# Stated problem:
Seek out every line containing the word "styles", and copy each.

start Entries supplied

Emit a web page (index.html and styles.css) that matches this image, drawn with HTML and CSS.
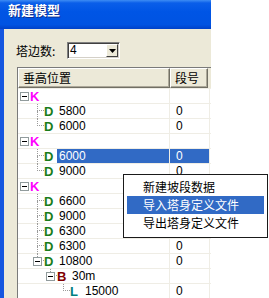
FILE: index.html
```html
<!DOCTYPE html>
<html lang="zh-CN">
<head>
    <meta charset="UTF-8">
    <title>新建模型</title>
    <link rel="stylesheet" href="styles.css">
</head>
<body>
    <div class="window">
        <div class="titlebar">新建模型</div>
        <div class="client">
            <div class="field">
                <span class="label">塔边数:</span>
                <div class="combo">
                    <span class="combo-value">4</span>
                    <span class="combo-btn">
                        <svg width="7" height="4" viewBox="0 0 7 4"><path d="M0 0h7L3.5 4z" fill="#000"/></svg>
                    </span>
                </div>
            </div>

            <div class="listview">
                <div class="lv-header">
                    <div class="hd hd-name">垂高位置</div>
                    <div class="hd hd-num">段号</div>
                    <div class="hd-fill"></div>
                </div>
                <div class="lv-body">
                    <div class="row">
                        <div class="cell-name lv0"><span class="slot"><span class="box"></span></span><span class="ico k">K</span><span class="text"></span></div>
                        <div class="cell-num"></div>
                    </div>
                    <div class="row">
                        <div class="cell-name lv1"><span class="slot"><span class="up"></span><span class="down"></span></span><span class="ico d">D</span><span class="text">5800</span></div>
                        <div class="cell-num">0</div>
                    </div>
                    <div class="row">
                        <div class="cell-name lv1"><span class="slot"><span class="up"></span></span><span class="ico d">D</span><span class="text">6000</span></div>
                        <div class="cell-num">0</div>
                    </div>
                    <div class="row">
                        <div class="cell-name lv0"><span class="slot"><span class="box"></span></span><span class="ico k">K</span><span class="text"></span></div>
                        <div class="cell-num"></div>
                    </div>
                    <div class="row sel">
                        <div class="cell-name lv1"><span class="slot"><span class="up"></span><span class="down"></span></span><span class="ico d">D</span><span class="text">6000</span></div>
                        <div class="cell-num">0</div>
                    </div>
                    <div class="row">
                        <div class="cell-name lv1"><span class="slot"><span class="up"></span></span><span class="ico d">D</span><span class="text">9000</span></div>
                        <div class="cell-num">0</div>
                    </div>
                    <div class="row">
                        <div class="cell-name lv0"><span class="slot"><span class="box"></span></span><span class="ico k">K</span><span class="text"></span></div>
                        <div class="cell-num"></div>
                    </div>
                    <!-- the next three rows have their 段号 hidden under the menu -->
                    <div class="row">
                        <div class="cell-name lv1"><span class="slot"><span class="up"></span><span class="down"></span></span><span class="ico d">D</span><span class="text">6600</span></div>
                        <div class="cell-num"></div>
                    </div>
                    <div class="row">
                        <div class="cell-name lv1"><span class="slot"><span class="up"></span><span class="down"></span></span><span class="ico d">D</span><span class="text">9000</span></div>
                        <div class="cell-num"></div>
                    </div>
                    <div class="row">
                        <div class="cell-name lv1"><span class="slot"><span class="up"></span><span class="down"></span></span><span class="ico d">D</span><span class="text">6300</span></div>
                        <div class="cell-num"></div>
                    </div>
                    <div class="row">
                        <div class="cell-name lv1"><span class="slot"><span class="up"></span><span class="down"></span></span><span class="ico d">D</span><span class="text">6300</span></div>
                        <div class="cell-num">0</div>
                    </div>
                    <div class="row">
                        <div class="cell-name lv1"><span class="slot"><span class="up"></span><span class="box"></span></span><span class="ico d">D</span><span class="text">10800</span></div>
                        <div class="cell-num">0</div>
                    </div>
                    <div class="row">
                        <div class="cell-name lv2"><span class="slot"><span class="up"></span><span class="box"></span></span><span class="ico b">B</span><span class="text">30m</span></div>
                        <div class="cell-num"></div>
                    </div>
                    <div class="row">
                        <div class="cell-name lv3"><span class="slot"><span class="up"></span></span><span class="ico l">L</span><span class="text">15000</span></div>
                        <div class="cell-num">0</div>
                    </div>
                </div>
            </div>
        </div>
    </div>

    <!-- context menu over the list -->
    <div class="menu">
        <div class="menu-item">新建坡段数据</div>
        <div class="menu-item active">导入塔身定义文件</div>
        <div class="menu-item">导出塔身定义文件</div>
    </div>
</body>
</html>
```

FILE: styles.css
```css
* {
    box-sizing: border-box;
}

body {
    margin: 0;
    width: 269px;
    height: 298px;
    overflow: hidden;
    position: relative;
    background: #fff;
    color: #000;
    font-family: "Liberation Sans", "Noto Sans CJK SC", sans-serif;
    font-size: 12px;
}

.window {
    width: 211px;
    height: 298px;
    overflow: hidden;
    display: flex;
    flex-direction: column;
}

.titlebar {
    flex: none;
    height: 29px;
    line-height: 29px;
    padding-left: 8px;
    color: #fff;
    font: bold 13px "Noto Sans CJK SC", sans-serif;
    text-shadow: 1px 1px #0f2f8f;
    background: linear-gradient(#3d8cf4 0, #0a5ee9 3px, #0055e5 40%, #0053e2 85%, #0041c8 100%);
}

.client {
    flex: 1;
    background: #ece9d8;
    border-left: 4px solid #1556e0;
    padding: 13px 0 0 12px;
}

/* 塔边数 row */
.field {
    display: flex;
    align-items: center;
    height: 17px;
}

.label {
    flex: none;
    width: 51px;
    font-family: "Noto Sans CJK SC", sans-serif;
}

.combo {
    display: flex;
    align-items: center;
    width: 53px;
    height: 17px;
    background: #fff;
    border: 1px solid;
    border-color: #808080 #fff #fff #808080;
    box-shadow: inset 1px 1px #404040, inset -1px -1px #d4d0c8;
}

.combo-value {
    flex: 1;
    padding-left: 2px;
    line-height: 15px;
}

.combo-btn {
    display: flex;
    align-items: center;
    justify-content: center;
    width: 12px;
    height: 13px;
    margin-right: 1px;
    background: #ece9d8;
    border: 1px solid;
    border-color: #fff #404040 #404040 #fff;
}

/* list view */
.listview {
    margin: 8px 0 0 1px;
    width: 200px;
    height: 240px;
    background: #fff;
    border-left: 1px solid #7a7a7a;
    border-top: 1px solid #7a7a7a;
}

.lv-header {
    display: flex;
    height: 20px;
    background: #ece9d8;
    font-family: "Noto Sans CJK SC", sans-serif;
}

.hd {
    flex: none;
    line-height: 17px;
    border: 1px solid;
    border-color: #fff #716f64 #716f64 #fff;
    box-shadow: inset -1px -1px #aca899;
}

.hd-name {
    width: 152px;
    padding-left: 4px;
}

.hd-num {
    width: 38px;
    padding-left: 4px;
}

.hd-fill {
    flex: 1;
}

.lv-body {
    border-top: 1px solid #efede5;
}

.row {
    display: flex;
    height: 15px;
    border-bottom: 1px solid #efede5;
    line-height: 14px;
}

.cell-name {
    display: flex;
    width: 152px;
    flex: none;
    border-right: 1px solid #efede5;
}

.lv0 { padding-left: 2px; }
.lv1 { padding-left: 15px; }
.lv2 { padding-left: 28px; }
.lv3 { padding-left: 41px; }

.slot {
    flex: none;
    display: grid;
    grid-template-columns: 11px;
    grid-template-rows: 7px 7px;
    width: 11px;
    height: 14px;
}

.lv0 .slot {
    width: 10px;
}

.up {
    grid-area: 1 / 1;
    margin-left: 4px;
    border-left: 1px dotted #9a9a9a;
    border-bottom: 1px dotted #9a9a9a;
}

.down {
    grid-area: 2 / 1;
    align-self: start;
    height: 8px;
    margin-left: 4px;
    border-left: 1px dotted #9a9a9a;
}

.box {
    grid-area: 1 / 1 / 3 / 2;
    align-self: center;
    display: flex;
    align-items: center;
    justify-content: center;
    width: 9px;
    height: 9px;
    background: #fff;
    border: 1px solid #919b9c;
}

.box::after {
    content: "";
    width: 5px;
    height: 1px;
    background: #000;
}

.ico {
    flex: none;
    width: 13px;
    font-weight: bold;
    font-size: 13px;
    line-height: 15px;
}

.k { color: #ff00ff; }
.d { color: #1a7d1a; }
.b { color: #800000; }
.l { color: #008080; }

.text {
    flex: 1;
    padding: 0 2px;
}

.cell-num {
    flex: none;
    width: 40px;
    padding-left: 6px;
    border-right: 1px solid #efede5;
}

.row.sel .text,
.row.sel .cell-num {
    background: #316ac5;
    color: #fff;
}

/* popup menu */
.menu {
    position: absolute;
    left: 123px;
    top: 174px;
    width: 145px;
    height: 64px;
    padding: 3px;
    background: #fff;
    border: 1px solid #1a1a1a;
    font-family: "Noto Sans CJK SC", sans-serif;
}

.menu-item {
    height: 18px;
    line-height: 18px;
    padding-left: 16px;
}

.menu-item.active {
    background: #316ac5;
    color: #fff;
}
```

end Entries supplied
start Entries supplied

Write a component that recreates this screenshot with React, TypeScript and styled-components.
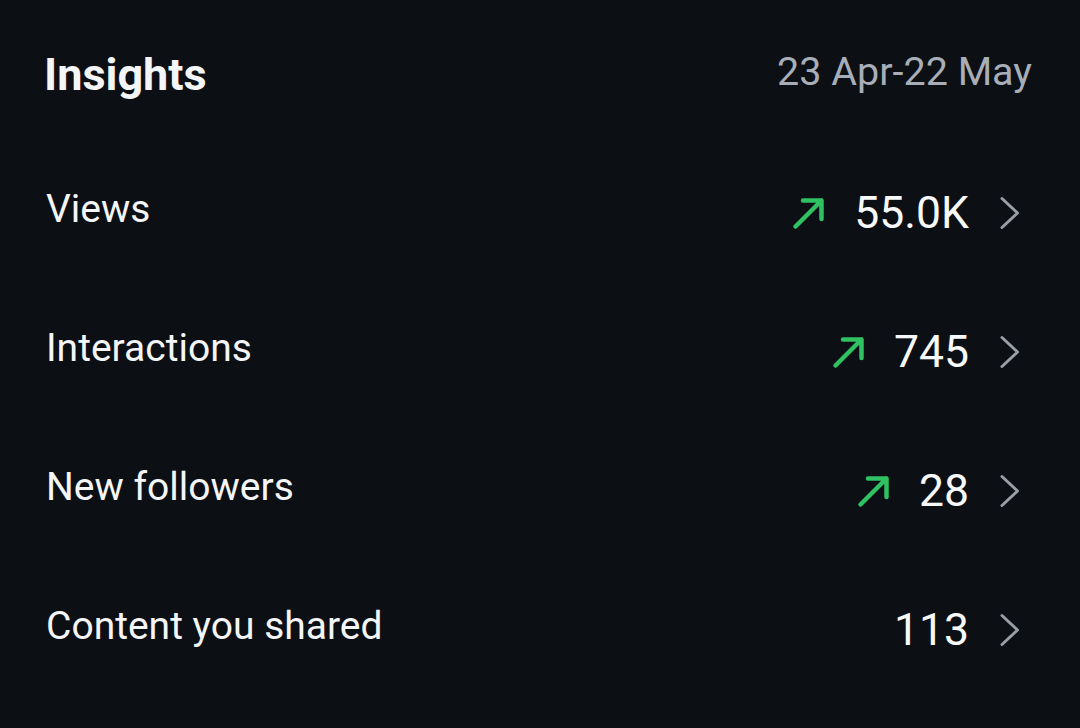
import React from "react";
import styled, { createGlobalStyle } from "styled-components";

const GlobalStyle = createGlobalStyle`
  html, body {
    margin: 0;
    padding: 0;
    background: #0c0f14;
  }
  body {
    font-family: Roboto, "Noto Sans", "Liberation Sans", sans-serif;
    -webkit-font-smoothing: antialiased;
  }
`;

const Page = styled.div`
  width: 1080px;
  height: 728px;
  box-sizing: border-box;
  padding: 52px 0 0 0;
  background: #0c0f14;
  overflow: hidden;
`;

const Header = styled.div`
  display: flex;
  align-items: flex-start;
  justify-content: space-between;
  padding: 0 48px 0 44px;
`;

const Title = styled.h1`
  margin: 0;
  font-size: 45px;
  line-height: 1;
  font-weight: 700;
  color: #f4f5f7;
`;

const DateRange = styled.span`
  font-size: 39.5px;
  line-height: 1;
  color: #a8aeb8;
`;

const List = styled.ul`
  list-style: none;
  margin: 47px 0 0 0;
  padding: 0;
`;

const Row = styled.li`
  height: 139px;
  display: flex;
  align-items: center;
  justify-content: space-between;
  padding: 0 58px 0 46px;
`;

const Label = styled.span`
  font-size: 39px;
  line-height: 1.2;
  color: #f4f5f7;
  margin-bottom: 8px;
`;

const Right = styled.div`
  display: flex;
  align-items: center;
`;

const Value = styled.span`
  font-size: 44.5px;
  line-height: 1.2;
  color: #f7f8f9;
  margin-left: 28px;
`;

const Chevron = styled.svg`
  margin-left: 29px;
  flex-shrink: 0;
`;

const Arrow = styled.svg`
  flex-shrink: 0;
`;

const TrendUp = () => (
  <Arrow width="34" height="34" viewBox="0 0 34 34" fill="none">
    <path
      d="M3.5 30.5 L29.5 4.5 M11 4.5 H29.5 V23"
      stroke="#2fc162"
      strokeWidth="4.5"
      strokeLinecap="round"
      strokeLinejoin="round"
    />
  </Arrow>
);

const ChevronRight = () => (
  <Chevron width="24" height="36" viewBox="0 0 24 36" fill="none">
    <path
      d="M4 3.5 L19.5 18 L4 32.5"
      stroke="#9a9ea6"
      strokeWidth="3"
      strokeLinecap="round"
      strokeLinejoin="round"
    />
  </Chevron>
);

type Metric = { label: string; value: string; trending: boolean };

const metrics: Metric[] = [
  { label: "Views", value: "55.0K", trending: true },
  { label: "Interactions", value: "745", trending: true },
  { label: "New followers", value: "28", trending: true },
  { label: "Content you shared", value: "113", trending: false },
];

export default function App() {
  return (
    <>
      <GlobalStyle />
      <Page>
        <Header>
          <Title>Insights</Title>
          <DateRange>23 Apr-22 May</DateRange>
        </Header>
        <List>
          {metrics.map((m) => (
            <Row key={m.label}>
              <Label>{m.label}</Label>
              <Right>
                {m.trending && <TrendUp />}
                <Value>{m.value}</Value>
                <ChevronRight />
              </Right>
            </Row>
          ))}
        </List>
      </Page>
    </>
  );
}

end Entries supplied

# The response:
Emit a web page (index.html and styles.css) that matches this image, drawn with HTML and CSS.
    <link rel="stylesheet" href="styles.css">
FILE: styles.css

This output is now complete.